Sport tires are specifically designed for use on lightweight sport bikes and high-performance street bikes. Their unique construction maximizes handling, providing a nimble, precise tire with amazing edge-to-edge grip. These tires are typically lighter than other motorcycle tires and are made with softer compounds in order to maximize traction. They also tend to have a more rounded shape with a prominent center line, which is helpful when it comes to transitions from side to side and allows riders to lean into turns in a way that would prove disastrous on more traditional types of motorcycle tires.

These tires are built using stiffer radial construction, which improves support and stability while also addressing the heat dissipation required for high-speed braking and cornering. Unlike some motorcycle tires, sport tires usually have less aggressive tread patterns in order to deliver a larger contact patch. While this does hamper their ability to perform in wet weather conditions, they’re still serviceable as long as the road surface isn’t completely soaked. The softer compound used in sport tires means that they won’t last as long as some other tire types, but when you’re looking to maximize cornering, grip, and control, they can’t be beat. Bikes that benefit from a good set of sport tires include the Honda CBR1000RR, Yamaha YZF-R1, and Suzuki GSX-R1000.

#2 – Touring Tires

Built with longevity and rain-slicked roads in mind, touring tires are a great all-around option for those undertaking longer rides. Made of a much harder compound than sport tires, touring tires don’t offer the same level of grip but make up for it when it comes to overall tread life. Sometimes built with bias-ply construction that includes the use of polyester or fiberglass, touring tires excel at absorbing impacts and providing a smooth ride over long distances.

Unlike sport tires, touring tires are designed to add some much-appreciated straight-line stability to the mix, which helps when it comes to reducing rider fatigue. Plenty of sipes and a generous tread pattern help to wick away moisture from the tire’s contact patch, which is an important factor when it comes to a long ride where riders might encounter a wide range of weather conditions. Bikes like the Harley-Davidson Street Glide, Honda Gold Wing, and BMW K 1600 are all ideal candidates for touring tires.

A red 2022 Harley Davidson Street Glide Special is shown from the front.

#3 – Cruiser Tires

While some people tend to clump touring and cruiser tires into a single category, there are some subtle differences between the two types. Cruiser tires tend to be softer and are more likely to have bias-ply construction to produce a more compliant ride. They lack the precise cornering of sport or even touring tires but make up for it when it comes to comfort and wet weather performance. These tires have a deeper tread than many other types and don’t need to support the full weight of a heavy touring bike. Cruiser tires are the go-to option for classic cruiser-style bikes like the Harley-Davidson Softail models, Yamaha Bolt, and Kawasaki Vulcan.

#4 – Sport Touring Tires

Who says touring can’t involve some high-performance fun? Toeing the line between sport and touring tires, sport touring tires off the best of both worlds. Perfect for riders who are looking to maximize both traction and mileage, sport touring tires are a useful alternative for longer rides on high-performance bikes. It all comes down to their unique construction, which uses softer rubber compounds on the side to increase grip when cornering, but balances that out with harder compounds towards the center of the tire in order to improve both stability and longevity.

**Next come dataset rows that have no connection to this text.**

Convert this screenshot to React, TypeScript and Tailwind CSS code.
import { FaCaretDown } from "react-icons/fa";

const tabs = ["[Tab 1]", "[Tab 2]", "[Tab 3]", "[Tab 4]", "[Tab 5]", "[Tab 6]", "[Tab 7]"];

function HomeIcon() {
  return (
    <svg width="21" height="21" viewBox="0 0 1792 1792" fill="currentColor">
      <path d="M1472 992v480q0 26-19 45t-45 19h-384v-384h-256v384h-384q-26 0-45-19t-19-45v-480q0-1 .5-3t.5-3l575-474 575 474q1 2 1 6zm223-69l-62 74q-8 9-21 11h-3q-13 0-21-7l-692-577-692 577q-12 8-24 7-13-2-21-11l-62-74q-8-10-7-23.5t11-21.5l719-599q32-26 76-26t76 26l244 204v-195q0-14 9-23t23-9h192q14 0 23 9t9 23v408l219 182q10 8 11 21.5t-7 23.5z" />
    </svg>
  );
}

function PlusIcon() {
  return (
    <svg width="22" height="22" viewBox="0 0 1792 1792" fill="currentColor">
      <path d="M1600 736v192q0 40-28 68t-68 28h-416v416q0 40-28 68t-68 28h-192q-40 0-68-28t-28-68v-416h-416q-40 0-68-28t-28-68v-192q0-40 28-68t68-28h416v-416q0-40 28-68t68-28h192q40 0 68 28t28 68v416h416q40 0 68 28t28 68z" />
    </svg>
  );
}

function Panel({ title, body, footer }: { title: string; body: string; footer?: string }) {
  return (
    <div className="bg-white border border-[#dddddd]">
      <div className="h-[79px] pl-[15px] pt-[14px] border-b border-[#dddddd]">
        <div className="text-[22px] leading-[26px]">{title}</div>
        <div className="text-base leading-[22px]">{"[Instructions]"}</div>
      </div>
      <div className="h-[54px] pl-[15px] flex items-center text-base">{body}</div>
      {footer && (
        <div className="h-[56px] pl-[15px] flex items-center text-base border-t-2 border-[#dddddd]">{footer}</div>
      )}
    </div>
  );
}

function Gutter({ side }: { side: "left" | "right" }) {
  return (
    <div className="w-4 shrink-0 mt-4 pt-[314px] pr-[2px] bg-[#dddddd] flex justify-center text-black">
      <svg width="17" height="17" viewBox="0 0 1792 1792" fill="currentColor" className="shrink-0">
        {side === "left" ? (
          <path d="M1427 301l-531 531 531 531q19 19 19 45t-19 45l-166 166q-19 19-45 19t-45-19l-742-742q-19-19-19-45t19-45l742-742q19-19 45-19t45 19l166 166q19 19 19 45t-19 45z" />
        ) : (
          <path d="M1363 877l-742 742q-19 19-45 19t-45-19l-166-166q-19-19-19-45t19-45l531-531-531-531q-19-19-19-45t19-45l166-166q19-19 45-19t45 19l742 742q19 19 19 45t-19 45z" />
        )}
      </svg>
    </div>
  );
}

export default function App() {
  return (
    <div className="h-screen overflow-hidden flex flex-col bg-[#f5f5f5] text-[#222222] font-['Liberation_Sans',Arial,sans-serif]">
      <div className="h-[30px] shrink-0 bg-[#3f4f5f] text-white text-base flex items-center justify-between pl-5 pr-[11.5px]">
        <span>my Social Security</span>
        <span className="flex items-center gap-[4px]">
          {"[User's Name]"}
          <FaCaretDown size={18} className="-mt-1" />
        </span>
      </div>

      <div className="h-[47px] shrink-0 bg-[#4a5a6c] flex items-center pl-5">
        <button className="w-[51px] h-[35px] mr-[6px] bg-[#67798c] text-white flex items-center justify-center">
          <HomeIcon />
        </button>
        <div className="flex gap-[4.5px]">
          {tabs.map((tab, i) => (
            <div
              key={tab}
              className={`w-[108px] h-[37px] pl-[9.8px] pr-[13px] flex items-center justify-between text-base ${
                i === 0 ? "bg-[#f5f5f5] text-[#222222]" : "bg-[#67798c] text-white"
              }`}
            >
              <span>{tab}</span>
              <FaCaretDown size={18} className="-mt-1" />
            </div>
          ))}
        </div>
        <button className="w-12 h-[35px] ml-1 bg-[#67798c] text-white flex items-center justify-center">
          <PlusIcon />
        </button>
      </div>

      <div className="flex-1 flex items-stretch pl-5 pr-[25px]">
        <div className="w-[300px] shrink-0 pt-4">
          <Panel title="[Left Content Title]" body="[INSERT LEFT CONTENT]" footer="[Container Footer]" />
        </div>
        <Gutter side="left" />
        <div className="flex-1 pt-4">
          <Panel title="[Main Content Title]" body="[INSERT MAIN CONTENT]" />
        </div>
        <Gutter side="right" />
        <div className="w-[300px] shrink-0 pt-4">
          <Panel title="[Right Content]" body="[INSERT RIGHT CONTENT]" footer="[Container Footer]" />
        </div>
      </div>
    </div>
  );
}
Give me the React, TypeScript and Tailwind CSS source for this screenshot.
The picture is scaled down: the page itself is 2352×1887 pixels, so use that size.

Even if there isn’t any long-distance touring in your future, sport touring tires offer a more economical alternative for sport bike riders looking to extend their tread life and reduce their tire budget. Sport touring tires are also a much better alternative to pure sport tires when it comes to wet, rainy conditions, allowing the ride to continue even when the clouds start to gather. Bikes like the Yamaha FJR1300, Kawasaki Concours 14, and the BMW R 1250 are all a good fit for sport touring tires.

#5 – Dual Sport/ADV Tires

If your typical ride involves a healthy mix of paved and off-road surfaces, dual sport/ADV tires might be just what you’re looking for. These tires are smooth enough for comfortable riding on paved roads but have the knobby ridges necessary to grip dirt, sand, mud, rocks, and other challenging surfaces you might encounter on your off-road journey. The treads are outfitted with prominent blocks, which not only improve traction but also allow the tires to self-clean, flinging dirt away and allowing you to maintain your grip on the trail.

That said, not all dual sport/ADV tires are created equal. In fact, they can vary drastically as the category encompasses a wide range of designs catering to specific mixes of on and off-road usage. For example, many dual sport/ADV tires are listed as “70/30”, meaning they’re designed to spend 70 percent of their time on paved roads and 30 percent on the trail. A 50/50 tire will feature more prominent ridges and blocks if you’re looking for a more well-rounded option. This might hinder on-road performance but will deliver more traction in dirt and mud. On the opposite end of the spectrum, a 90/10 tire will prove easy to ride on the road but still give you some grip on the trail. Dual sport/ ADV tires work well on bikes like the KTM 1290 Super Adventure and Honda Africa Twin.

An orange 2022 KTM 890 Adventure R is shown jumping through the forest.

A Tire for Every Niche

When it comes to motorcycle tires, there are plenty of distinct designs to serve every niche. From grippy, nimble sport tires to stolid cruiser tires and adaptable dual sport/ADV options, each tire offers a unique mix of tread life, grip, control, and precision. In most cases, the type of tire you land on is going to be determined by your specific bike. But while you’d never put knobby-off road tires onto a sport bike––or vice versa––it never hurts to understand the differences and familiarize yourself with all the different types of motorcycle tires on offer. That said, some riders might find it worth exploring the difference between cruiser, touring, and sport touring tires, which can have a big impact on overall ride quality and enjoyment. It’s important to remember that no matter how powerful a motorcycle might be, the tires are where the rubber meets the road and should never be treated as an afterthought.